• **Task goal**
Show, in full, each line of the data that contains "size".

• **Given information**
==============================
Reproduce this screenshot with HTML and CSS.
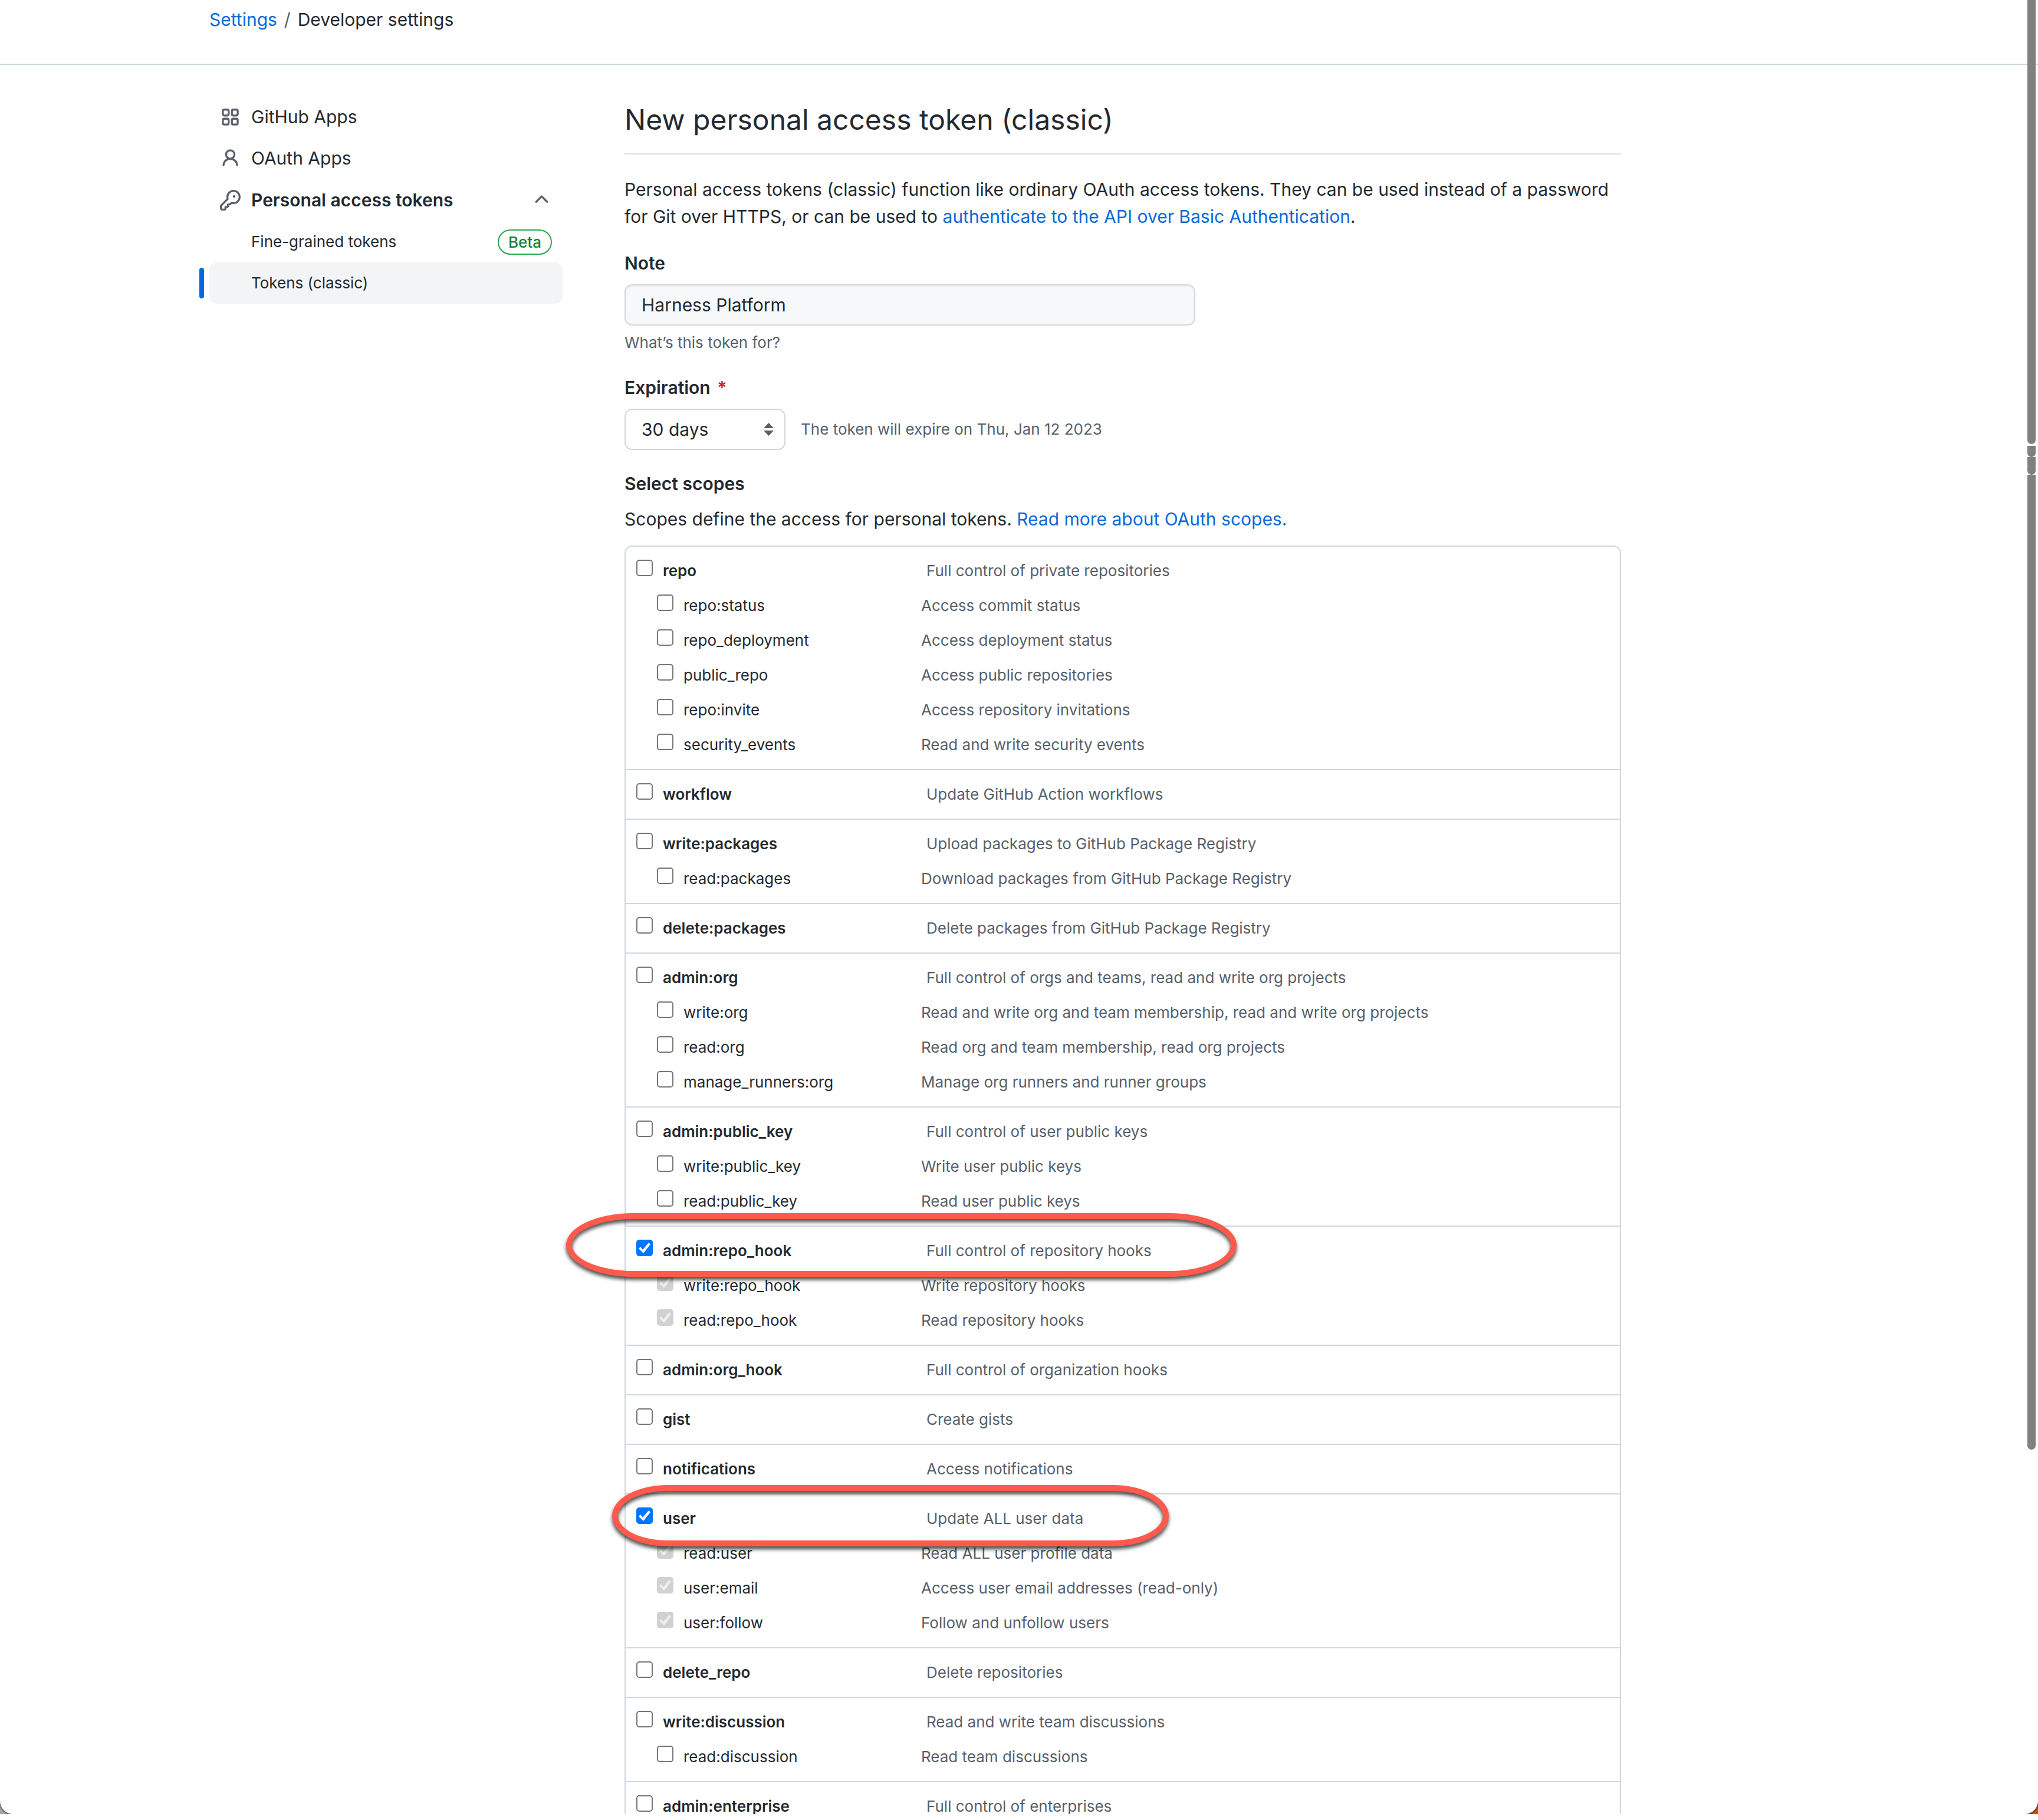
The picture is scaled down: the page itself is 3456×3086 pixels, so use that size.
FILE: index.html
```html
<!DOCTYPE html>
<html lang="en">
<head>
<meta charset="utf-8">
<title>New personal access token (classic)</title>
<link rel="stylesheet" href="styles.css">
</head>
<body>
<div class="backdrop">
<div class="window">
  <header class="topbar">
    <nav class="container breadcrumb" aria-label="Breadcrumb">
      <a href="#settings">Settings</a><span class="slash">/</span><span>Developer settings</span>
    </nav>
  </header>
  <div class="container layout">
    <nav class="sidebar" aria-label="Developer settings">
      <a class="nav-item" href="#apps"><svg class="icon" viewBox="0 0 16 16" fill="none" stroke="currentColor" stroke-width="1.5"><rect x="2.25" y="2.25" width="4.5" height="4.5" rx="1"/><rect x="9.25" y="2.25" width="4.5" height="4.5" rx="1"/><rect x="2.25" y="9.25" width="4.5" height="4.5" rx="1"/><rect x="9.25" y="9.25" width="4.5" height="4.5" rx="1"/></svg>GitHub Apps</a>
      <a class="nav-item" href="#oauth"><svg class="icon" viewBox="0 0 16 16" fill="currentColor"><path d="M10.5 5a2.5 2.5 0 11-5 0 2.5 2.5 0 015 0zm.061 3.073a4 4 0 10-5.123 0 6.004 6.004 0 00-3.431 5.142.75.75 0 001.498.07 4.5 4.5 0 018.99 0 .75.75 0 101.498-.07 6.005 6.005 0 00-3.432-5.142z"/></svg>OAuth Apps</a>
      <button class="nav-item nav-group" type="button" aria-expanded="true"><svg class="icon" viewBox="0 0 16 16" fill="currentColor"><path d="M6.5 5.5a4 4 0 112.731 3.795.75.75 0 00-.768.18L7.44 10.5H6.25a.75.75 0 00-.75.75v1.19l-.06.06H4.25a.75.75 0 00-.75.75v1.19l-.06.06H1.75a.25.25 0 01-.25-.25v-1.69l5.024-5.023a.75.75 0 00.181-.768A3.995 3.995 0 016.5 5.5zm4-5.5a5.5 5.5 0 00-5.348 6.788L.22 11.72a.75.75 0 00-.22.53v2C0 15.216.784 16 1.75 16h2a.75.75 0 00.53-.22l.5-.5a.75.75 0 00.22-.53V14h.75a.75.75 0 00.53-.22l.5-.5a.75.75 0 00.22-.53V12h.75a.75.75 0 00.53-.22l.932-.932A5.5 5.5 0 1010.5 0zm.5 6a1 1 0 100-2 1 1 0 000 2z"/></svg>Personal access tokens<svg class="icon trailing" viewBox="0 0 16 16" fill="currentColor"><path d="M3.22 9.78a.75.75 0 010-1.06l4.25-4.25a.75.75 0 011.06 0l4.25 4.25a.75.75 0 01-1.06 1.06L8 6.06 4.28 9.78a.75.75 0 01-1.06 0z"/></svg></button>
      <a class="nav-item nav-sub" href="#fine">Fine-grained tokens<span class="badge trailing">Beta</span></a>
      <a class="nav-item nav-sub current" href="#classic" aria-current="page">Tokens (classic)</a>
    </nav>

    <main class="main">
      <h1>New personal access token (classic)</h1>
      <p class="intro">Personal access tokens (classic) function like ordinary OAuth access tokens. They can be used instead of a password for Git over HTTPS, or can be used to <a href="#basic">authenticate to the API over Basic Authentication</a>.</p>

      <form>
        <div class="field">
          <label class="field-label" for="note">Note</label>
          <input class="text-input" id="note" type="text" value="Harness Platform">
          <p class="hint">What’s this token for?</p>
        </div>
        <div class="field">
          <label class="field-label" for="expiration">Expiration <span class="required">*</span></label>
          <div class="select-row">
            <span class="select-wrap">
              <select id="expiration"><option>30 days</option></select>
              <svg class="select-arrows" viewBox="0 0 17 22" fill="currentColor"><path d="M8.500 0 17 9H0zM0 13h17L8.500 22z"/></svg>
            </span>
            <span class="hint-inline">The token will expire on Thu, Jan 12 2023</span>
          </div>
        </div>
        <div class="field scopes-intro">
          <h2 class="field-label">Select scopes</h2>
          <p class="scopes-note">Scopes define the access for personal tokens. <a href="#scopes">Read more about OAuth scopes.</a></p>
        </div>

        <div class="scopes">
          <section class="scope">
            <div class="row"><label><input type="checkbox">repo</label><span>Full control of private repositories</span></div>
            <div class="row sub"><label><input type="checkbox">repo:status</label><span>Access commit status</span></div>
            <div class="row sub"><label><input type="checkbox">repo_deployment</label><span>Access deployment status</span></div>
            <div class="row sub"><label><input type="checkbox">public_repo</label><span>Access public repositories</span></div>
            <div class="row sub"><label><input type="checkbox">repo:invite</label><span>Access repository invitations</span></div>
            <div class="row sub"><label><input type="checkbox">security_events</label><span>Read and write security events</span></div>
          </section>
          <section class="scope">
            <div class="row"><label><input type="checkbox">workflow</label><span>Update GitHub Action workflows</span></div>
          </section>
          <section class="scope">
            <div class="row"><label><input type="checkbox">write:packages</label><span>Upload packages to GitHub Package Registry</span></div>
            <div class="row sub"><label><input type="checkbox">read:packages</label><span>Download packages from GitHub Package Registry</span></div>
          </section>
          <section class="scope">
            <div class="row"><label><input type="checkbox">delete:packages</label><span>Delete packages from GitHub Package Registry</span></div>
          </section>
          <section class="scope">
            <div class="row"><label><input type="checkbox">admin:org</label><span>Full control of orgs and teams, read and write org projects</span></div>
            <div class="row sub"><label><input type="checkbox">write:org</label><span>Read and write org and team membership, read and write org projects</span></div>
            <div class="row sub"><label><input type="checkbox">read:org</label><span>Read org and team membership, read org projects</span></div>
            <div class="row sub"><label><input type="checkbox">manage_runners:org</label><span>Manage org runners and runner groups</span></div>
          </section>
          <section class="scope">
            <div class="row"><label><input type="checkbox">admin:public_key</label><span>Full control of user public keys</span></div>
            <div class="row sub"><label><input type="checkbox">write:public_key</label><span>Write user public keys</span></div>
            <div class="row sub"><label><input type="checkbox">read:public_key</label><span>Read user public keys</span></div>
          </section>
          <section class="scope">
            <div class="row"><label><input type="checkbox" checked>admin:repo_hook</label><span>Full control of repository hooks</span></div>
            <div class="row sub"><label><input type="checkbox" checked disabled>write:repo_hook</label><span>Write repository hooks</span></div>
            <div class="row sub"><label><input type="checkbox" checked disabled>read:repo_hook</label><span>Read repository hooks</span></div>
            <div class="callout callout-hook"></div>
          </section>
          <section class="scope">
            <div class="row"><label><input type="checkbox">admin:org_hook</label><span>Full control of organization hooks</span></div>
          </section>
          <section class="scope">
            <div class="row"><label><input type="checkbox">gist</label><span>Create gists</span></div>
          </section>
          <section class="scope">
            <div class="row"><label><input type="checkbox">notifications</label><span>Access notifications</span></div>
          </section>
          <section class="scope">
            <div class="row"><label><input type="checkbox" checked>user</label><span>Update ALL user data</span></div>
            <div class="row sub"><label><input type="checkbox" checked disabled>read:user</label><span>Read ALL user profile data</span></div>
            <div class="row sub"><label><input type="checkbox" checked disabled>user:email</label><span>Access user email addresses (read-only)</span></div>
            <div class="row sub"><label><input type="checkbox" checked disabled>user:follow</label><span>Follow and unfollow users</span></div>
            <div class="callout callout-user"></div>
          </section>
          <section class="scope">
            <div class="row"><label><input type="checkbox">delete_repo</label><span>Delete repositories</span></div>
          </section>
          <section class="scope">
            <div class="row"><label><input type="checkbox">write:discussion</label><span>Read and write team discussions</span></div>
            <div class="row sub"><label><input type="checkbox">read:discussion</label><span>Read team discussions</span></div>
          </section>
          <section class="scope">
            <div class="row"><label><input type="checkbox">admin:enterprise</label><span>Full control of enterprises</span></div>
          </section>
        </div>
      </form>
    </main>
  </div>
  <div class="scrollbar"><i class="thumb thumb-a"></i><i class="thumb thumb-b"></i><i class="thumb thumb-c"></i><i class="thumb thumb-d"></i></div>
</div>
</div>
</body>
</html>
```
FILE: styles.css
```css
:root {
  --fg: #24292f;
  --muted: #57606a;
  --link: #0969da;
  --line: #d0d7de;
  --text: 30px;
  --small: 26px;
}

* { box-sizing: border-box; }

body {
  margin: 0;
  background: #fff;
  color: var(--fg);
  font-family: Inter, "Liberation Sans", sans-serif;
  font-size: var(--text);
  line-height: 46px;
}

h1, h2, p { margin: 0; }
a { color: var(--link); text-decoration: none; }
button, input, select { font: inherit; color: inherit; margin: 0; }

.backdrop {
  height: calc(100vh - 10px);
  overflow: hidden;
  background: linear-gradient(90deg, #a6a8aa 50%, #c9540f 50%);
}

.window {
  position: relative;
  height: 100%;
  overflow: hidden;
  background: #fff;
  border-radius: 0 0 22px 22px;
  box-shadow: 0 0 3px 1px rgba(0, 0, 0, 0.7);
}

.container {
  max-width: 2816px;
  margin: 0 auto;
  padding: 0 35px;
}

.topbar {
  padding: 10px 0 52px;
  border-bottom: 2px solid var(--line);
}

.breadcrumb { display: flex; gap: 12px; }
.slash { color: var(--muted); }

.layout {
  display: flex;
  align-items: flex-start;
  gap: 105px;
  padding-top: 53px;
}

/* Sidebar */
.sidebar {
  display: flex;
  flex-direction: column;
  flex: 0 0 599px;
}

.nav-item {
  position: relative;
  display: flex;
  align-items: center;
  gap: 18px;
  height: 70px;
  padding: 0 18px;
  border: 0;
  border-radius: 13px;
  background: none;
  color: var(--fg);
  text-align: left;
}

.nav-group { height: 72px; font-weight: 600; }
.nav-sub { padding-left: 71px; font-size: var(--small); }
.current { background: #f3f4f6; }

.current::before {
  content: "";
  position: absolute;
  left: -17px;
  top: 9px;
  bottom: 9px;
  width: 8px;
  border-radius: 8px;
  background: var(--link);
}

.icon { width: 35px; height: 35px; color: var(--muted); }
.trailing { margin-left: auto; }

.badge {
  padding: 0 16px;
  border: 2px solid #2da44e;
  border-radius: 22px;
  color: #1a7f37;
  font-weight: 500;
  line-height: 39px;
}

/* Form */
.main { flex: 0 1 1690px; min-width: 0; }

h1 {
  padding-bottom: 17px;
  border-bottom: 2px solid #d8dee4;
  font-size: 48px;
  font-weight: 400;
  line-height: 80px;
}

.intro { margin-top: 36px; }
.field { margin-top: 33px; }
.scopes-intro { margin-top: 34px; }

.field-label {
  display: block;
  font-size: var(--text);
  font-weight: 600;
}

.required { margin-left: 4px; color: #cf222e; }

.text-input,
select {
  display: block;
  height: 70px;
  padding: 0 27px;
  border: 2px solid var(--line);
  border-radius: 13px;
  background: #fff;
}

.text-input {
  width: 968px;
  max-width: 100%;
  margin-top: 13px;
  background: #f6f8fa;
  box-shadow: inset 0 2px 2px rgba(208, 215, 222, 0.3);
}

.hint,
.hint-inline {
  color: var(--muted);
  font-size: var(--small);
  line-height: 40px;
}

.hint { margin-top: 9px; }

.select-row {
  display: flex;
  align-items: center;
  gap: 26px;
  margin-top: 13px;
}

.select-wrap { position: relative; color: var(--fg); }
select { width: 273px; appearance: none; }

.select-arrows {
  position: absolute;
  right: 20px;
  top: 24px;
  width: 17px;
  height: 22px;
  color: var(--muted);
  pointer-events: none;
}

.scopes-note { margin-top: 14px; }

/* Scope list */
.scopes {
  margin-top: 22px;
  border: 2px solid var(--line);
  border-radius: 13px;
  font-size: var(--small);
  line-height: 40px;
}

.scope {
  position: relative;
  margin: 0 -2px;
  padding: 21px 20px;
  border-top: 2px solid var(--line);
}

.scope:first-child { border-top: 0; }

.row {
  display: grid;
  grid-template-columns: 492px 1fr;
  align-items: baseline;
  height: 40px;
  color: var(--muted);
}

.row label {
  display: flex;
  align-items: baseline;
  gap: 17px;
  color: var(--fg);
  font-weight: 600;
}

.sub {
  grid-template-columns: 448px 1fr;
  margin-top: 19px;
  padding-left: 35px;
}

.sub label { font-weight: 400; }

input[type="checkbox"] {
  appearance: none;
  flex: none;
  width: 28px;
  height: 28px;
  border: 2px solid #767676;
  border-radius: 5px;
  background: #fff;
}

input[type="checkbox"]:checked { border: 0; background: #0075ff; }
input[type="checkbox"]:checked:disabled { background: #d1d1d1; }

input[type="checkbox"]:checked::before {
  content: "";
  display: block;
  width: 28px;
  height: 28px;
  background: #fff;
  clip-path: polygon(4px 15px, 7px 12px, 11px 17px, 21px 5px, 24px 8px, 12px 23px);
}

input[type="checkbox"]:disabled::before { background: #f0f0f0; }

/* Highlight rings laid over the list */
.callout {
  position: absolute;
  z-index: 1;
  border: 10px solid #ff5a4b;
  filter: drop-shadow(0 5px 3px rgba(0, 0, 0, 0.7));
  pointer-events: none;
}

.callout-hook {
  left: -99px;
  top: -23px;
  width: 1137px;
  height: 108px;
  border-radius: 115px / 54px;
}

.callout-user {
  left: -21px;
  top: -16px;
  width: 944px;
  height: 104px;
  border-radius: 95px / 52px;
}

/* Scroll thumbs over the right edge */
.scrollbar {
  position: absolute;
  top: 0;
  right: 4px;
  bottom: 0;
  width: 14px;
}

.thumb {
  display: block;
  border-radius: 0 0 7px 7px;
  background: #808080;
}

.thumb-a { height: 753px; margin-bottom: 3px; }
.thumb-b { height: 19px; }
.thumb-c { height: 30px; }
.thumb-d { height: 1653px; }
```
==============================
• **Finished task**
The picture is scaled down: the page itself is 3456×3086 pixels, so use that size.
  font-size: var(--text);
.nav-sub { padding-left: 71px; font-size: var(--small); }
  font-size: 48px;
  font-size: var(--text);
  font-size: var(--small);
  font-size: var(--small);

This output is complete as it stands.